Same here. In a well-defined problem with examples and guidance, an LLM is basically a junior coder. It can pattern-match with supervision, and do it fairly well. “Good enough” for most solutions. Python is my primary language these days, and I would completely consider using an LLM to make a filter for me. I’d even turn it loose on Lua, of which I have a reading understanding.
For creative writing content and Scrivener projects, LLMs are kept away with the proverbial ten-foot pole. For professional code where the industry is in a “use or perish” state, for sure.
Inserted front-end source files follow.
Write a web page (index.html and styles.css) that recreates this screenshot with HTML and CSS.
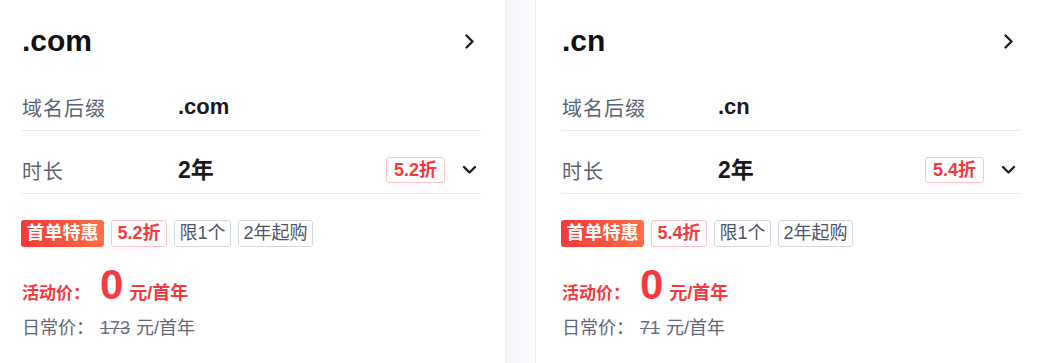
FILE: index.html
```html
<!DOCTYPE html>
<html lang="zh-CN">
<head>
  <meta charset="UTF-8" />
  <title>域名优惠</title>
  <link rel="stylesheet" href="styles.css">
</head>
<body>
  <div class="product-list">
    <div class="product-card card-left">
      <div class="card-head">
        <div class="card-title">.com</div>
        <svg class="icon" viewBox="0 0 20 20"><path d="M5.5 4.5 L11.5 10.5 L5.5 16.5" /></svg>
      </div>
      <div class="spec-row">
        <div class="spec-label">域名后缀</div>
        <div class="spec-value small">.com</div>
      </div>
      <div class="spec-row">
        <div class="spec-label">时长</div>
        <div class="spec-value">2年</div>
        <span class="tag tag-discount">5.2折</span>
        <svg class="icon" viewBox="0 0 20 20"><path d="M3 7 L8.5 12.5 L14 7" /></svg>
      </div>
      <div class="tags">
        <span class="tag tag-hot">首单特惠</span>
        <span class="tag tag-discount">5.2折</span>
        <span class="tag tag-plain">限1个</span>
        <span class="tag tag-plain">2年起购</span>
      </div>
      <div class="price-row">
        <span class="price-label">活动价：</span>
        <span class="price-num">0</span>
        <span class="price-unit">元/首年</span>
      </div>
      <div class="origin-row">
        <span class="origin-label">日常价：</span>
        <span class="origin-num">173</span>
        <span>元/首年</span>
      </div>
    </div>

    <div class="card-gap"></div>

    <div class="product-card card-right">
      <div class="card-head">
        <div class="card-title">.cn</div>
        <svg class="icon" viewBox="0 0 20 20"><path d="M5.5 4.5 L11.5 10.5 L5.5 16.5" /></svg>
      </div>
      <div class="spec-row">
        <div class="spec-label">域名后缀</div>
        <div class="spec-value small">.cn</div>
      </div>
      <div class="spec-row">
        <div class="spec-label">时长</div>
        <div class="spec-value">2年</div>
        <span class="tag tag-discount">5.4折</span>
        <svg class="icon" viewBox="0 0 20 20"><path d="M3 7 L8.5 12.5 L14 7" /></svg>
      </div>
      <div class="tags">
        <span class="tag tag-hot">首单特惠</span>
        <span class="tag tag-discount">5.4折</span>
        <span class="tag tag-plain">限1个</span>
        <span class="tag tag-plain">2年起购</span>
      </div>
      <div class="price-row">
        <span class="price-label">活动价：</span>
        <span class="price-num">0</span>
        <span class="price-unit">元/首年</span>
      </div>
      <div class="origin-row">
        <span class="origin-label">日常价：</span>
        <span class="origin-num">71</span>
        <span>元/首年</span>
      </div>
    </div>
  </div>
</body>
</html>
```

FILE: styles.css
```css
* { margin: 0; padding: 0; box-sizing: border-box; font-family: "Liberation Sans", "Noto Sans CJK SC", sans-serif; }
body { background-color: #fff; }

.product-list {
  display: flex;
  height: 363px;
}

.product-card {
  background: #fff;
}

.card-left {
  width: 505px;
  padding: 0 24px 0 21px;
}

.card-right {
  flex: 1;
  padding: 0 21px 0 25px;
}

.card-gap {
  width: 31px;
  border-left: 1px solid #eceef4;
  border-right: 1px solid #eceef4;
  background: linear-gradient(to right, #f4f6fa, #fbfcfd);
}

.card-head {
  height: 68px;
  padding-top: 22px;
  display: flex;
  justify-content: space-between;
  align-items: flex-start;
}

.card-title {
  font-size: 30px;
  font-weight: bold;
  line-height: 38px;
  color: #111;
  padding-left: 1px;
}

.card-head .icon { margin-top: 9px; }

.icon {
  width: 20px;
  height: 20px;
  fill: none;
  stroke: #1f1f1f;
  stroke-width: 2.4;
  stroke-linecap: round;
  stroke-linejoin: round;
}

.spec-row {
  display: flex;
  align-items: center;
  padding: 24px 0 8px;
  height: 63px;
  border-bottom: 1px solid #e9ebf0;
}

.spec-label {
  width: 157px;
  font-size: 20px;
  line-height: 30px;
  height: 30px;
  color: #5c6373;
  padding-left: 1px;
  letter-spacing: 1px;
  padding-top: 2px;
}

.spec-value {
  flex: 1;
  font-size: 23px;
  line-height: 30px;
  height: 30px;
  font-weight: bold;
  color: #1a1a1a;
}

.spec-value.small { font-size: 22px; }

.spec-row .tag { margin-right: 16px; }

.tags {
  display: flex;
  gap: 7px;
  margin-top: 26px;
}

.tag {
  display: inline-block;
  height: 27px;
  line-height: 25px;
  padding: 0 4.5px;
  font-size: 18px;
  border: 1px solid #d5d9e2;
  border-radius: 3px;
  color: #4e5668;
  white-space: nowrap;
}

.tag-hot {
  border: none;
  line-height: 27px;
  padding: 0 5.5px;
  color: #fff;
  font-weight: bold;
  background: linear-gradient(to right, #f43a3a, #ff6d45);
}

.tag-discount {
  border-color: #ffc4c7;
  color: #f43a40;
  font-weight: bold;
  padding: 0 5.5px;
}

.spec-row .tag-discount {
  height: 26px;
  line-height: 24px;
  padding: 0 7px;
}

.price-row {
  display: flex;
  align-items: baseline;
  margin-top: 17px;
  line-height: 42px;
  color: #f43a40;
  font-weight: bold;
}

.price-label {
  font-size: 17px;
  width: 79px;
  padding-left: 1px;
}

.price-num {
  font-size: 42px;
  margin-right: 6px;
}

.price-unit { font-size: 18px; }

.origin-row {
  display: flex;
  font-size: 18px;
  line-height: 26px;
  color: #5f6677;
}

.origin-label {
  width: 79px;
  padding-left: 1px;
}

.origin-num {
  text-decoration: line-through;
  margin-right: 6px;
  color: #6b7080;
}
```
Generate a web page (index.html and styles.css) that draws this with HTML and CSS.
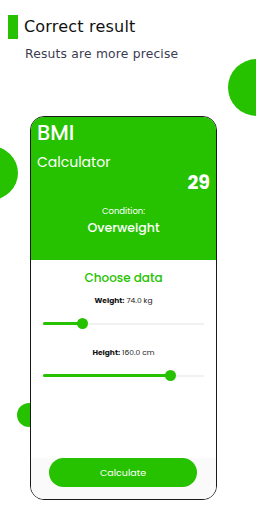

The key difference is that you don’t need the “A.I.” and you understand its limitations, when it goes off the rails and why, and how to get it back on track or take over. If a pilot engages the autopilot, that’s not a concern. If the pilot gets replaced by a random passenger using the autopilot… well.
You can’t run Python inside Scrivener. In this case, you can use Python scripts to work on your projects, exporting or syncing drafts to external folders.
Since Scrivener will automatically update changes, and your script can read or modify text files there. In my opinion, this is the easiest way to combine these two processes without breaking anything.
It all depends on the use case and skill set: a good engineer knows how to ask the right questions and catch the errors an LLM may generate. In that case, LLMs (Copilot, for example) are incredibly powerful and can be really useful for rapidly prototyping solutions (or suggesting development steps if not using in Agented mode).
If you are an inexperienced engineer, stay well clear of LLMs. They will easily lead you down a path that is either super-insecure or doesn’t work. Worse still, it might give you false confidence.
I use Copilot a fair bit at work for code completion and rapid prototypes, but I’ve been building web apps/things since the web was a thing ('92-ish) and know software architecture & various languages inside out. Even then, I am very cautious of the code it suggests.
Scrivener doesn’t have a direct Python API. So it’s best to work with files in your project folder or use plain text synchronization with an external folder. If your scripts read or generate text files, this is the easiest way to integrate Python into your workflow.
One thing I was thinking of was a way to bulk-import OPML files into my draft folder, so they become my chapters and scenes. At the moment, I have to do this manually.
Let’s see…most of these are for Obsidian, but for Scrivener fix_em_dashes.py fixed a bunch of em dashes that were messed up. I think I caused that with a Scrivener search and replace, where em dashes were --- but I needed them to be —. The script fixed them in the .md files in the Sync folder. I synced them back to Scrivener and the problem was solved.
I’ve had occasional things like that and wrote scripts to solve, then deleted the scripts.
The “compile_manuscript.py” is an interesting one, though it’s for Obsidian. It takes my novel’s chapters and scenes and puts them into a nice Word file, complete with chapter numbers and scene names.
UPDATE: I had given the wrong link to the other discussion. Also, the script I mentioned that compiles to a Word file is for Obsidian, not Scrivener. These errors are now corrected. Sorry about that.
I see I made a mistake, though. My script is to compile individual chapter and scene files in Obsidian to a Word document file, not Scrivener as I had written. (I’ve fixed that in my post.) Is your script for compiling from Scrivener somehow?
I compile a TXT from Scrivener (and inject some custom metadata using compile). Script 1 (Codex) creates a JSON from that, and Script 2 (Liber) creates a markdown from the JSON that I can use elsewhere. It’s mostly for outline automation.
I built an alternate compiler called Squarto in Python. So I write entirely in Scrivener. Then Squarto will process all the files to generate the folder/file structure for a Quarto Book project, automatically running Quarto/pamdoc to build the book in HTML, Word, PDF, etc. The exported files are committed to version control (git).
I have a thread for this project, but it’s terribly outdated. I’ll see if I can update with some screenshots soon.